GIVEN RECORDS |
==================================================
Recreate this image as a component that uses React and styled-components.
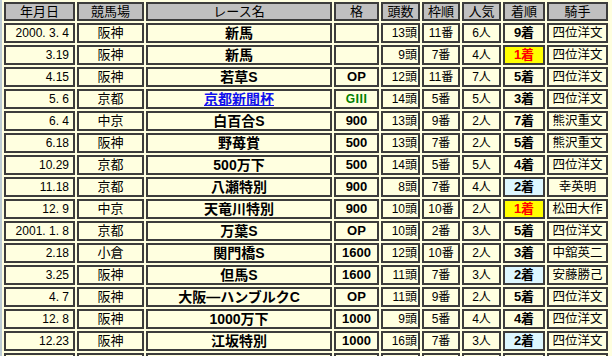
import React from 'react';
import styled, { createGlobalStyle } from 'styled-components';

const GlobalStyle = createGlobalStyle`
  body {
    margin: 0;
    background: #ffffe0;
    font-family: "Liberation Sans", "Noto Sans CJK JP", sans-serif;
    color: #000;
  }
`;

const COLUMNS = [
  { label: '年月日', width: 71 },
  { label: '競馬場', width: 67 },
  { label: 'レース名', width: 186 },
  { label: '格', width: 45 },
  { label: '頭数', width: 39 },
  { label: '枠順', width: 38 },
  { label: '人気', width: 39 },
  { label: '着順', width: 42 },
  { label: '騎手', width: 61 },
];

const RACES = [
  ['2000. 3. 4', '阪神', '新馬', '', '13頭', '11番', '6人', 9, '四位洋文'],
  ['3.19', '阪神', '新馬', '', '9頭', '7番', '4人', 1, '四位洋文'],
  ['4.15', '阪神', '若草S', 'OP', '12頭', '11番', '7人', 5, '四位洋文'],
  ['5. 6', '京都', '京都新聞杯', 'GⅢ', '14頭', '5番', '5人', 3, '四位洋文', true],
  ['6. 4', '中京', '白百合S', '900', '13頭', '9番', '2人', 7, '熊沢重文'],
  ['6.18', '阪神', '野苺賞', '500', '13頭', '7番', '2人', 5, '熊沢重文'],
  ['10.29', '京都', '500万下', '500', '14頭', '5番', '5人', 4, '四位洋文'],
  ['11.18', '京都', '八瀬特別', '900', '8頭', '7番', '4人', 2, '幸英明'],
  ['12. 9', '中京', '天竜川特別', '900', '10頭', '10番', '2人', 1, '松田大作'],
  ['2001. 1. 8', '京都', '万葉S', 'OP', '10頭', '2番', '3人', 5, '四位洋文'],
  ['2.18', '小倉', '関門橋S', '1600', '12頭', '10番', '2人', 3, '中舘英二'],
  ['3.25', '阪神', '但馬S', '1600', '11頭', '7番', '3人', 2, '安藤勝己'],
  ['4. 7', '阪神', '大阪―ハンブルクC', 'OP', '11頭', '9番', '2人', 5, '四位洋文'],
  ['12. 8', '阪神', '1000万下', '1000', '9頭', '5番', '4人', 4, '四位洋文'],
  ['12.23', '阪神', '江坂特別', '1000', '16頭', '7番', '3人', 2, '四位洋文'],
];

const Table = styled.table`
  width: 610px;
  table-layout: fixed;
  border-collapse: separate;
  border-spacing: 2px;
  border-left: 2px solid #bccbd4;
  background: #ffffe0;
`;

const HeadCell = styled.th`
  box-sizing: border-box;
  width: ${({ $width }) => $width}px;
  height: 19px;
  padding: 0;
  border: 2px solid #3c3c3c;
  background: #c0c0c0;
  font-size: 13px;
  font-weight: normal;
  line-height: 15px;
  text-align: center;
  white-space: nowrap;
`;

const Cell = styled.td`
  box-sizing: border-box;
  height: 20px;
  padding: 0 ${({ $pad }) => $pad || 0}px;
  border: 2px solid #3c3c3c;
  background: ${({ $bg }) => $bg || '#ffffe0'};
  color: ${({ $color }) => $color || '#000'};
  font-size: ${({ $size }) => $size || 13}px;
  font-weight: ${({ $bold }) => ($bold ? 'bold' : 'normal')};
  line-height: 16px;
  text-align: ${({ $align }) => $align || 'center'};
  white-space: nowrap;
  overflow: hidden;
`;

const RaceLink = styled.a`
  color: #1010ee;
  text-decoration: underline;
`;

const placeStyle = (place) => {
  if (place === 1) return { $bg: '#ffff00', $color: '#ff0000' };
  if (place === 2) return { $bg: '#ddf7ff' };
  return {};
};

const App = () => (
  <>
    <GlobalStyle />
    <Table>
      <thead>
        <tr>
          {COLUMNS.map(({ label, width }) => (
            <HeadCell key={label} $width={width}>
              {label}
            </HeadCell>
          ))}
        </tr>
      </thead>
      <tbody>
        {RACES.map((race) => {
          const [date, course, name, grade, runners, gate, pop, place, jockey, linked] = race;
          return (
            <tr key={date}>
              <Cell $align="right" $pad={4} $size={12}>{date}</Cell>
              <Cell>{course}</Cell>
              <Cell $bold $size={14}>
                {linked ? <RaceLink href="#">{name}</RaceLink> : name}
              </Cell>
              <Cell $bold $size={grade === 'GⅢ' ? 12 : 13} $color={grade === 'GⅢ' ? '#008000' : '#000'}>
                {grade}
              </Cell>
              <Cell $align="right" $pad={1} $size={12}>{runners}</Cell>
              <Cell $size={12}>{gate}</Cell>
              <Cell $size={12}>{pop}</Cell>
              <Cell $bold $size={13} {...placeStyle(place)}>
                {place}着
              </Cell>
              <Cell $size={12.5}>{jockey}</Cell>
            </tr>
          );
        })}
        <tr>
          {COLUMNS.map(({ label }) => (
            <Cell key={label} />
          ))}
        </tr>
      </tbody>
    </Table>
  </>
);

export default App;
==================================================
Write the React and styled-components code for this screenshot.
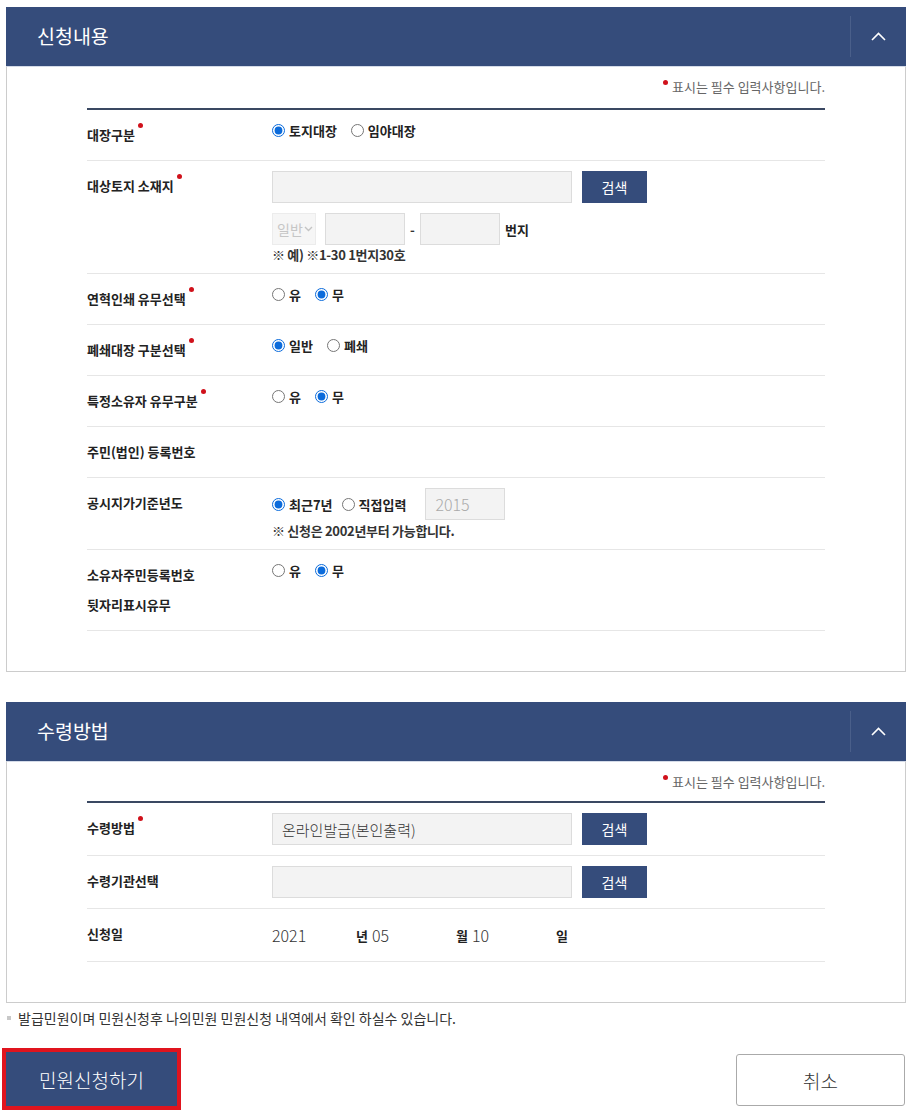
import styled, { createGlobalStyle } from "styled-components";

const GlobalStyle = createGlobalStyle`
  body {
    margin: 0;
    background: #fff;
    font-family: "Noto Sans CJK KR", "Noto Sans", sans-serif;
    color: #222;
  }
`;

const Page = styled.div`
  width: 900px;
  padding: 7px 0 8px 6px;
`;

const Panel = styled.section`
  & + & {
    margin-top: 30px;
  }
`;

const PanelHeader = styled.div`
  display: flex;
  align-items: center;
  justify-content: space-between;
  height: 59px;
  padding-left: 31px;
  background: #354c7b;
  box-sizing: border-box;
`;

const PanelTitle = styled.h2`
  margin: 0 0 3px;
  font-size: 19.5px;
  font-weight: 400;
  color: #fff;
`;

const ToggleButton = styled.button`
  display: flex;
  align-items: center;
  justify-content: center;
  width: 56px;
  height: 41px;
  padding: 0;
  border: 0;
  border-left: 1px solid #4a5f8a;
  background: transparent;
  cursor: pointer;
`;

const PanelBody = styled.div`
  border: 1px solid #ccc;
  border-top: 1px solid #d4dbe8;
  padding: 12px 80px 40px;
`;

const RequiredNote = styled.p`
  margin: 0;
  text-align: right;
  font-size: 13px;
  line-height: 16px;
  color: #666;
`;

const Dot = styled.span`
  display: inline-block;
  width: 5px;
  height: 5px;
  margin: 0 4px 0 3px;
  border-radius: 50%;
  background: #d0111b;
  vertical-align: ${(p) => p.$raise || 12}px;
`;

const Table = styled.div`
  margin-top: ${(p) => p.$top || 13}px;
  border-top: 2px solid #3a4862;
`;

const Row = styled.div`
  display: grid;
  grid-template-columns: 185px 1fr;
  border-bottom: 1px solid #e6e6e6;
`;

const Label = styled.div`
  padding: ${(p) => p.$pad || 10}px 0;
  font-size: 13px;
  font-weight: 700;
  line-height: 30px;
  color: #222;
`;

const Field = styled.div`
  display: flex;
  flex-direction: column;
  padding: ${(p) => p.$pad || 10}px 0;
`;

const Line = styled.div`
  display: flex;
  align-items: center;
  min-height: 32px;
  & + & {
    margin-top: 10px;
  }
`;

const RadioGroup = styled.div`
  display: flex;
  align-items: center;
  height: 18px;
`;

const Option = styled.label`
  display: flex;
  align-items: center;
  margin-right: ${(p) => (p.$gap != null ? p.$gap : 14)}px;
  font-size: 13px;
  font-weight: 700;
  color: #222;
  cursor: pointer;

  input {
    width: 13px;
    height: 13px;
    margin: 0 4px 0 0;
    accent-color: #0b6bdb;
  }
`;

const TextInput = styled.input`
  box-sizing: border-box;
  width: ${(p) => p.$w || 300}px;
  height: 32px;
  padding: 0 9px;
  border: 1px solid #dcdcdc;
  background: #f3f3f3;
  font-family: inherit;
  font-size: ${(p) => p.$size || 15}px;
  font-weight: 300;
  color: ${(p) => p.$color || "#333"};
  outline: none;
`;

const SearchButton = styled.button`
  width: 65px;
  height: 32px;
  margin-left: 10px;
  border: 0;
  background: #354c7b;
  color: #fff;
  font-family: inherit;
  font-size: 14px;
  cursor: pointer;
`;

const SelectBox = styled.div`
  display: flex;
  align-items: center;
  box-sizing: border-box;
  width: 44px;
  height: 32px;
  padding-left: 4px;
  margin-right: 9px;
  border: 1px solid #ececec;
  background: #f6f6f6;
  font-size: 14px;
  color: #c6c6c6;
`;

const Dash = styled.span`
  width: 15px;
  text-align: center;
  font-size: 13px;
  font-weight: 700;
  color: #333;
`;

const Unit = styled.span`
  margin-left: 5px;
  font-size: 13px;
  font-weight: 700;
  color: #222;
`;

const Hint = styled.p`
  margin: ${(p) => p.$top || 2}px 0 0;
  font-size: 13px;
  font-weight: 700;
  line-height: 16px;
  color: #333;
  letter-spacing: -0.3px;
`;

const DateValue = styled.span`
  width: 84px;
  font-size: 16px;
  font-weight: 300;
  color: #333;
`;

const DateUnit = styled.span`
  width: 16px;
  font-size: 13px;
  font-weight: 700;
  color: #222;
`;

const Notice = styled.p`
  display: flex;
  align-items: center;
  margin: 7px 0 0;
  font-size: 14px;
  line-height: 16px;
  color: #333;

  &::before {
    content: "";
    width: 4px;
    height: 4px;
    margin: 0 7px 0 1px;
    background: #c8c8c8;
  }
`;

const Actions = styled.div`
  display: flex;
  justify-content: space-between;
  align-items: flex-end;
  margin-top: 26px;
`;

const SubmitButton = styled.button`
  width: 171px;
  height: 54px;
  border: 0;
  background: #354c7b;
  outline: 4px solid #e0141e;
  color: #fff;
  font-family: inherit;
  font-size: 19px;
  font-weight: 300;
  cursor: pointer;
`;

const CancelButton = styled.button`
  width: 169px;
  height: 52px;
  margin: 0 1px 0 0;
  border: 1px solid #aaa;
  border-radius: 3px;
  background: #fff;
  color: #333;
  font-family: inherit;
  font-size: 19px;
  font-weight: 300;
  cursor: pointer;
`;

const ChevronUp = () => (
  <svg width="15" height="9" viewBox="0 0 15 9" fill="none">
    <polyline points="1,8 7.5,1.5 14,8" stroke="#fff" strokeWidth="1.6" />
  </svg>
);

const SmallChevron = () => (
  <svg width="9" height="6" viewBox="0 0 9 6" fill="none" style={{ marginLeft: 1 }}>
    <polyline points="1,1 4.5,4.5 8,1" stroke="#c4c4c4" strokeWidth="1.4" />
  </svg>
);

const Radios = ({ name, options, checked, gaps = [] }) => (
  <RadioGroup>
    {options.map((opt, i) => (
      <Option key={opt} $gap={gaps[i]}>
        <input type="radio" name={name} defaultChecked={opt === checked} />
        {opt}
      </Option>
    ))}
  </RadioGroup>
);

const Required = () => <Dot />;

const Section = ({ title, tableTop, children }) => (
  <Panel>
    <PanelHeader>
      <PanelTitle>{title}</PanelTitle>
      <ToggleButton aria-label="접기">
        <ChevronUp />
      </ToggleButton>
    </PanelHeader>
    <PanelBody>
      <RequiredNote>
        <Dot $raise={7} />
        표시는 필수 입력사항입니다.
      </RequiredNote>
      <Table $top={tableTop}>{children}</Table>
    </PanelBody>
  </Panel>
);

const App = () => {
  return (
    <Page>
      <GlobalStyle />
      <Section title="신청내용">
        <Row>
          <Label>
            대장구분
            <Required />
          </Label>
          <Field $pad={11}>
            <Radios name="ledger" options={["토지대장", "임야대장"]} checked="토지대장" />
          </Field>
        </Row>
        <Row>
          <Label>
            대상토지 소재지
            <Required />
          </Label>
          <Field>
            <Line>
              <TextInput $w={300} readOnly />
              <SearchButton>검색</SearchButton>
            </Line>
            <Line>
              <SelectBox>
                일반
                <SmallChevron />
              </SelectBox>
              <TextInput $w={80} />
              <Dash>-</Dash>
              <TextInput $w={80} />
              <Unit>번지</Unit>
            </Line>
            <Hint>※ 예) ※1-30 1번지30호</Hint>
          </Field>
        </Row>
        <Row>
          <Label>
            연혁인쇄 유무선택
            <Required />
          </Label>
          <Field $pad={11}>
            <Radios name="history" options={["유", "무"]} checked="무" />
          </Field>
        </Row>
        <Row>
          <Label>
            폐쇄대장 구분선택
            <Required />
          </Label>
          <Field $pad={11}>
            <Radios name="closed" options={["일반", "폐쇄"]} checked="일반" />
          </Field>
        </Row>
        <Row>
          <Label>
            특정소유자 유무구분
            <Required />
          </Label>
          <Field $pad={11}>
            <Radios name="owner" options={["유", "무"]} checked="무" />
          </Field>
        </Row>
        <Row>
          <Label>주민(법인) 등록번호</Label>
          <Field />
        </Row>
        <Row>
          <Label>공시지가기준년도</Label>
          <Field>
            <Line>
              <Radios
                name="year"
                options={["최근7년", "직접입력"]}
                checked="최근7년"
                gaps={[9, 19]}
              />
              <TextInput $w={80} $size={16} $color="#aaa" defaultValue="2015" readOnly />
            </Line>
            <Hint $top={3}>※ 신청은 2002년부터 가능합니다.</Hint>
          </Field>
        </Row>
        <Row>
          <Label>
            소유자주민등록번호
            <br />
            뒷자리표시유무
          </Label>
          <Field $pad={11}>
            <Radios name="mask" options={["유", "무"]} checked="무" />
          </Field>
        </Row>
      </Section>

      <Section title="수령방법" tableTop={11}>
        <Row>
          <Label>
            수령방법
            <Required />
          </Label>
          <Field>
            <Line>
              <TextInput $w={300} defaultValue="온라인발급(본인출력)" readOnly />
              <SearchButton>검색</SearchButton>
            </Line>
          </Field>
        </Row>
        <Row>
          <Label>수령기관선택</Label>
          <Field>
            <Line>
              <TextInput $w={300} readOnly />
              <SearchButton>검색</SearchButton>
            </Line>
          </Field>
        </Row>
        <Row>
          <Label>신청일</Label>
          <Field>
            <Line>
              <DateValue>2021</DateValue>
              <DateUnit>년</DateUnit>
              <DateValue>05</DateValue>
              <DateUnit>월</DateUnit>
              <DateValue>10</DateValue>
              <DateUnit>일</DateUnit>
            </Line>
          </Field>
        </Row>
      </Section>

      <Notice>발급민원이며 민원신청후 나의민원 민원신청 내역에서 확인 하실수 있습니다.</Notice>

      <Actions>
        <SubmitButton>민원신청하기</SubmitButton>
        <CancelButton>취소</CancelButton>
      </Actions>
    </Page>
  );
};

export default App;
==================================================
WHAT IS ASKED | Go through the records above and copy every line with the word "components".

RESPONSE TO THE TASK |
Recreate this image as a component that uses React and styled-components.
import styled, { createGlobalStyle } from 'styled-components';
Write the React and styled-components code for this screenshot.
import styled, { createGlobalStyle } from "styled-components";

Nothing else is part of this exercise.